Testing should include simulated phishing exercises and penetration tests. The goal is not perfection but preparedness.
Building a Culture of Infrastructure Ownership
Infrastructure is not just the IT department’s responsibility. Leadership must prioritize funding and strategy. Employees must follow secure practices.
Vendors must meet defined standards.
Clear documentation, transparent communication, and accountability structures ensure that resilience becomes part of your culture. When everyone understands how their actions affect system stability, infrastructure strength multiplies.
Executive FAQ: Infrastructure Decisions That Drive ROI
Before investing in upgrades, leaders often ask pointed, bottom-line questions. The following answers address those concerns directly.
1. How much should a small or mid-sized business budget for infrastructure improvements?
Budgeting depends on size, industry, and regulatory requirements, but most businesses allocate a defined percentage of annual revenue to IT. Investments should prioritize risk reduction and operational continuity over cosmetic upgrades. Start with a risk assessment to identify your most vulnerable systems and address those first. Phased improvements help spread costs while steadily increasing resilience.
2. Is cloud infrastructure always safer than on-premise systems?
Cloud providers offer strong security frameworks, but safety depends on configuration and management. Misconfigured cloud storage is a common source of breaches. A hybrid approach can reduce dependency on a single environment and add flexibility. The key is governance and visibility, not simply location.
3. How often should disaster recovery plans be tested?
At minimum, test your disaster recovery process once a year. High-risk industries or rapidly growing businesses should test more frequently. Simulated outages reveal hidden weaknesses in documentation and coordination. Regular testing ensures your team can respond calmly and effectively under pressure.
4. What is the biggest overlooked vulnerability in IT infrastructure?
Human error remains one of the most common entry points for attackers.

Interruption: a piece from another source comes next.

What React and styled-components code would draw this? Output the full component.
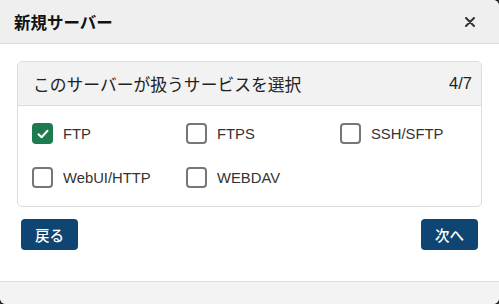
import { createGlobalStyle } from 'styled-components';
import styled from 'styled-components';

const COLORS = {
  backdrop: "#2a2a2a",
  headerBg: "#efefef",
  cardHeadBg: "#f2f2f2",
  border: "#dcdcdc",
  text: "#222",
  label: "#333",
  green: "#1e7b4f",
  blue: "#0f4573",
}

const GlobalStyle = createGlobalStyle`
html, body {
  margin:0;
  padding:0;
  background:${COLORS.backdrop};
}
body {
  font-family:"Liberation Sans", "Noto Sans CJK JP", sans-serif;
}
`

const StyledDialog = styled.div`
width:499px;
height:304px;
display:flex;
flex-direction:column;
background:white;
border-radius:0 6px 6px 6px;
overflow:hidden;
`

const StyledHeader = styled.header`
height:43px;
flex-shrink:0;
display:flex;
align-items:center;
justify-content:space-between;
padding:0 24px 0 14px;
background:${COLORS.headerBg};
border-bottom:1px solid ${COLORS.border};
`

const StyledTitle = styled.h1`
margin:0;
font-size:16.5px;
font-weight:700;
color:#111;
`

const StyledClose = styled.button`
border:none;
background:none;
padding:0;
display:flex;
color:#333;
cursor:pointer;
`

const StyledBody = styled.main`
flex:1;
padding:17px 17px 0;
display:flex;
flex-direction:column;
`

const StyledCard = styled.section`
border:1px solid ${COLORS.border};
border-radius:5px;
overflow:hidden;
`

const StyledCardHead = styled.div`
height:43px;
display:flex;
align-items:center;
justify-content:space-between;
padding:0 9px 0 15px;
background:${COLORS.cardHeadBg};
border-bottom:1px solid ${COLORS.border};
font-size:16.8px;
color:${COLORS.text};
`

const StyledCount = styled.span`
font-size:16.5px;
`

const StyledGrid = styled.div`
display:grid;
grid-template-columns:154px 154px 154px;
row-gap:23px;
padding:17px 14px 18px;
`

const StyledOption = styled.label`
display:flex;
align-items:center;
gap:10px;
font-size:14.8px;
color:${COLORS.label};
height:21px;
`

const StyledBox = styled.span`
width:21px;
height:21px;
box-sizing:border-box;
border-radius:4px;
border:${p => p.checked ? "none" : "2px solid #777"};
background:${p => p.checked ? COLORS.green : "white"};
display:flex;
align-items:center;
justify-content:center;
`

const StyledActions = styled.div`
display:flex;
justify-content:space-between;
padding:12px 4px 0;
`

const StyledButton = styled.button`
height:31px;
padding:0 14px;
border:none;
border-radius:4px;
background:${COLORS.blue};
color:white;
font-family:inherit;
font-size:14.5px;
font-weight:500;
cursor:pointer;
`

const StyledFooter = styled.footer`
height:22px;
flex-shrink:0;
background:#f3f3f3;
border-top:1px solid ${COLORS.border};
`

const SERVICES = [
  { name: "FTP", checked: true },
  { name: "FTPS" },
  { name: "SSH/SFTP" },
  { name: "WebUI/HTTP" },
  { name: "WEBDAV" },
]

function Check({ checked }) {
  return (
    <StyledBox checked={checked}>
      {checked && (
        <svg width="14" height="14" viewBox="0 0 14 14">
          <path d="M2.5 7.2 L5.6 10.2 L11.5 3.8" fill="none" stroke="white" strokeWidth="2" strokeLinecap="round" strokeLinejoin="round" />
        </svg>
      )}
    </StyledBox>
  )
}

export default function App() {
  return (
    <>
      <GlobalStyle />
      <StyledDialog>
        <StyledHeader>
          <StyledTitle>新規サーバー</StyledTitle>
          <StyledClose aria-label="close">
            <svg width="10" height="10" viewBox="0 0 10 10">
              <path d="M1 1 L9 9 M9 1 L1 9" stroke="#333" strokeWidth="2" strokeLinecap="round" />
            </svg>
          </StyledClose>
        </StyledHeader>
        <StyledBody>
          <StyledCard>
            <StyledCardHead>
              <span>このサーバーが扱うサービスを選択</span>
              <StyledCount>4/7</StyledCount>
            </StyledCardHead>
            <StyledGrid>
              {SERVICES.map(s => (
                <StyledOption key={s.name}>
                  <Check checked={s.checked} />
                  {s.name}
                </StyledOption>
              ))}
            </StyledGrid>
          </StyledCard>
          <StyledActions>
            <StyledButton>戻る</StyledButton>
            <StyledButton>次へ</StyledButton>
          </StyledActions>
        </StyledBody>
        <StyledFooter />
      </StyledDialog>
    </>
  )
}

Weak passwords, phishing clicks, and unsecured devices create avoidable risks. Ongoing training and clear policies dramatically reduce exposure. Technology alone cannot compensate for uninformed users.
5. How do we measure whether our infrastructure is truly resilient?
Resilience can be measured by uptime percentages, recovery time objectives, and incident response speed. Track how quickly systems are restored after disruptions and how often security alerts are resolved before escalation. Regular audits and third-party assessments provide objective benchmarks. Over time, fewer incidents and faster recoveries indicate progress.
Conclusion
Strengthening your IT infrastructure in an unpredictable world is about foresight and discipline. Layered defenses, strong access controls, redundancy, and continuous monitoring form the backbone of resilience. When combined with a culture of shared responsibility, these strategies turn uncertainty into manageable risk. Businesses that invest early in robust infrastructure position themselves not only to survive disruptions but to grow through them.